*WRITTEN EXERCISE*: Exactly the lines from the one with "Recreate this image" through the one with "string; me: boolean;", inclusive, are to be repeated, and the pictures are not.

*Records from a dataset*:

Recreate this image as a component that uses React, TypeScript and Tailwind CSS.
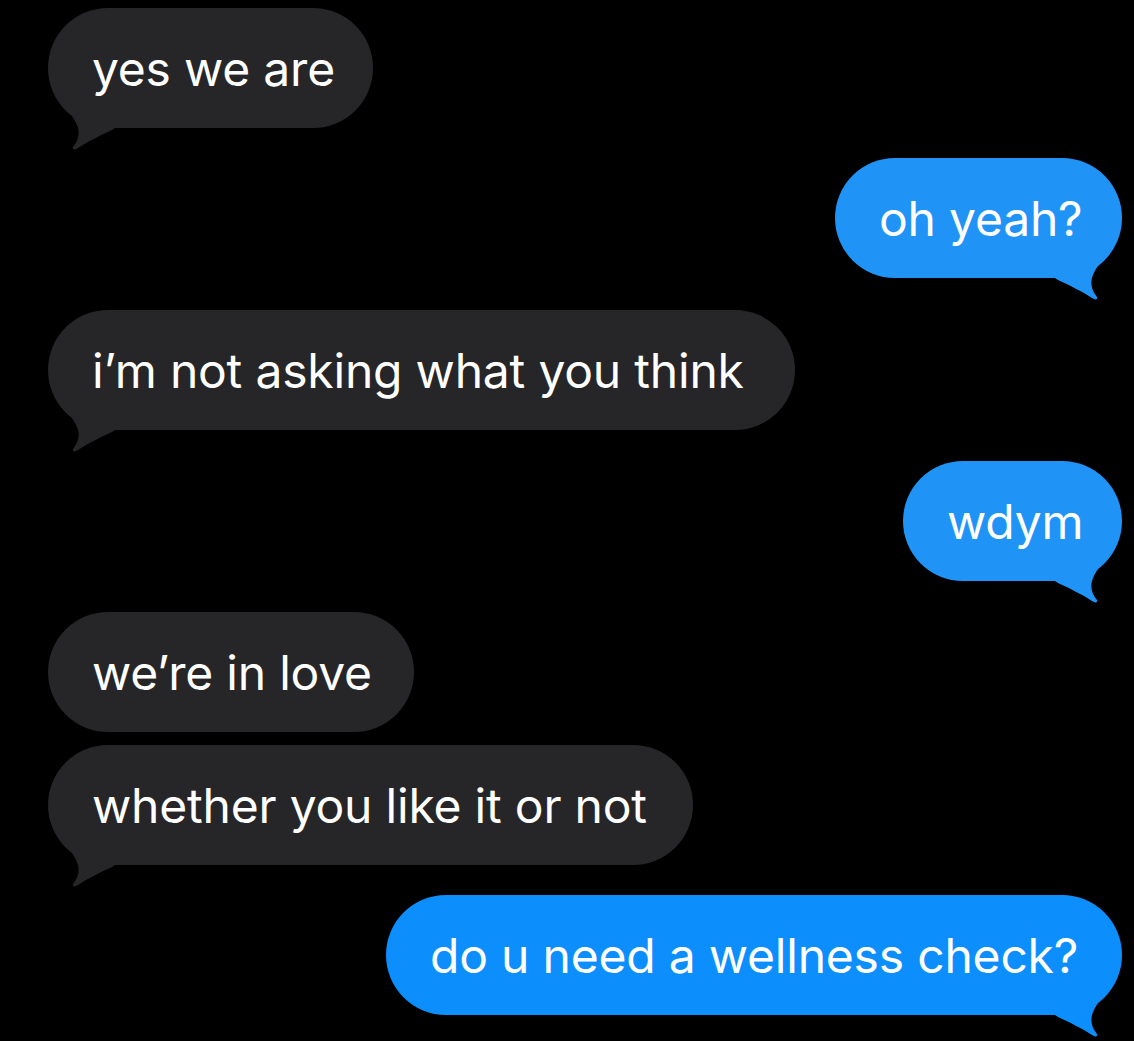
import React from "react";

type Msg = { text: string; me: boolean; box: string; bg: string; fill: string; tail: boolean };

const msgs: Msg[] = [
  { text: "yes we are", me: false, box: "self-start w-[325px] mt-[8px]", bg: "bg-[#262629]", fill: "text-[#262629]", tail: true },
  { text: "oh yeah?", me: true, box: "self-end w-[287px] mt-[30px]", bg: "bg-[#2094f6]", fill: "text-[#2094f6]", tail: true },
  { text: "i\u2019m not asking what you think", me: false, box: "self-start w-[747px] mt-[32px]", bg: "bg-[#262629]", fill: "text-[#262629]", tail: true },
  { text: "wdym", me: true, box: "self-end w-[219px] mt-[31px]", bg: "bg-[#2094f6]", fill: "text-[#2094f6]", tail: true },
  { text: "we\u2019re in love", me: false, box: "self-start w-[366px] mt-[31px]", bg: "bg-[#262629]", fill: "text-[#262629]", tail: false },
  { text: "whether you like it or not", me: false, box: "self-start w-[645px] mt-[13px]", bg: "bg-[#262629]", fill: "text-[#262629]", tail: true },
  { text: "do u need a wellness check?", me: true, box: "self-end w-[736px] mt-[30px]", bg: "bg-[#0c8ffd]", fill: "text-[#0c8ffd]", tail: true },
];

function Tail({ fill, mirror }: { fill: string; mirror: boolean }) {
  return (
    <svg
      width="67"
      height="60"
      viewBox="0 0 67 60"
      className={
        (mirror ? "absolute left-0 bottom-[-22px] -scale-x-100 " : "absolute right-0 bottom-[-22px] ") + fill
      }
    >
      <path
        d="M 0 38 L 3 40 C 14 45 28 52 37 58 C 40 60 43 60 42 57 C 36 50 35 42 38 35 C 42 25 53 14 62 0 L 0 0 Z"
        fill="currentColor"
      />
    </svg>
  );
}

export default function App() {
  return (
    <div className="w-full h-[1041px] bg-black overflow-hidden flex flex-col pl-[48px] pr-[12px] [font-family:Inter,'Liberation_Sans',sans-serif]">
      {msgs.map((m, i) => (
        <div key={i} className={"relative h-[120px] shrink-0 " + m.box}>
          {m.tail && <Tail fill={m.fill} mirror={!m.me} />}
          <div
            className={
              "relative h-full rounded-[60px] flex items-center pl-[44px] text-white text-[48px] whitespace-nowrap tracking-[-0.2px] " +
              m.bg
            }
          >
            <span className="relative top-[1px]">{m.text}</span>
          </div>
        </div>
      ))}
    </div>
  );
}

--

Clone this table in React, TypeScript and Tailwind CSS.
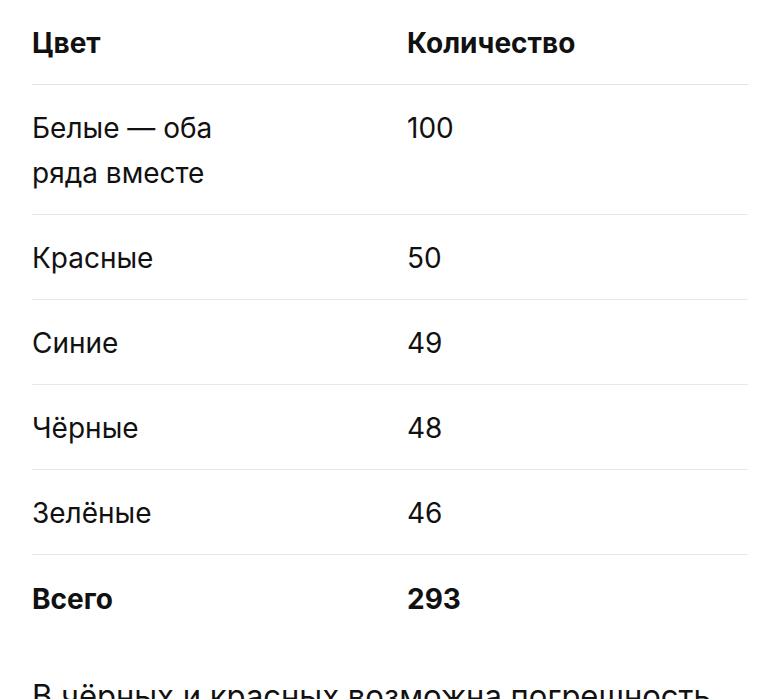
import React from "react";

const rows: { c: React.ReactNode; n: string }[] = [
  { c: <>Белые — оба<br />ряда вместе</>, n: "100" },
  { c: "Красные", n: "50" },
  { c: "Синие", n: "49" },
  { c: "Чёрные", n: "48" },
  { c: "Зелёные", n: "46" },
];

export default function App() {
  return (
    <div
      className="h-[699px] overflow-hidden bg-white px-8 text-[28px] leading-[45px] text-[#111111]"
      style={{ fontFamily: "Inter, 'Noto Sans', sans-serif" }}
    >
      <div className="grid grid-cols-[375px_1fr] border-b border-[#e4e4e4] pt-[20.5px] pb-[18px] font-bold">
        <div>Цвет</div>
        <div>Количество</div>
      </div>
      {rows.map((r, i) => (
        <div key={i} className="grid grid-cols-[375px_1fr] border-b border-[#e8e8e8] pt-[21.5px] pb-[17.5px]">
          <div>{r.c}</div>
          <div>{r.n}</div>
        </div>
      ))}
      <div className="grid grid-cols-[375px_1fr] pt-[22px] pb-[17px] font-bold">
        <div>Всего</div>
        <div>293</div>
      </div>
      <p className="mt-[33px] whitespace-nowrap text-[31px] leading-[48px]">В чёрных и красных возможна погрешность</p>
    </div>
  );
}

*TASK OUTPUT*:
Recreate this image as a component that uses React, TypeScript and Tailwind CSS.
import React from "react";

type Msg = { text: string; me: boolean; box: string; bg: string; fill: string; tail: boolean };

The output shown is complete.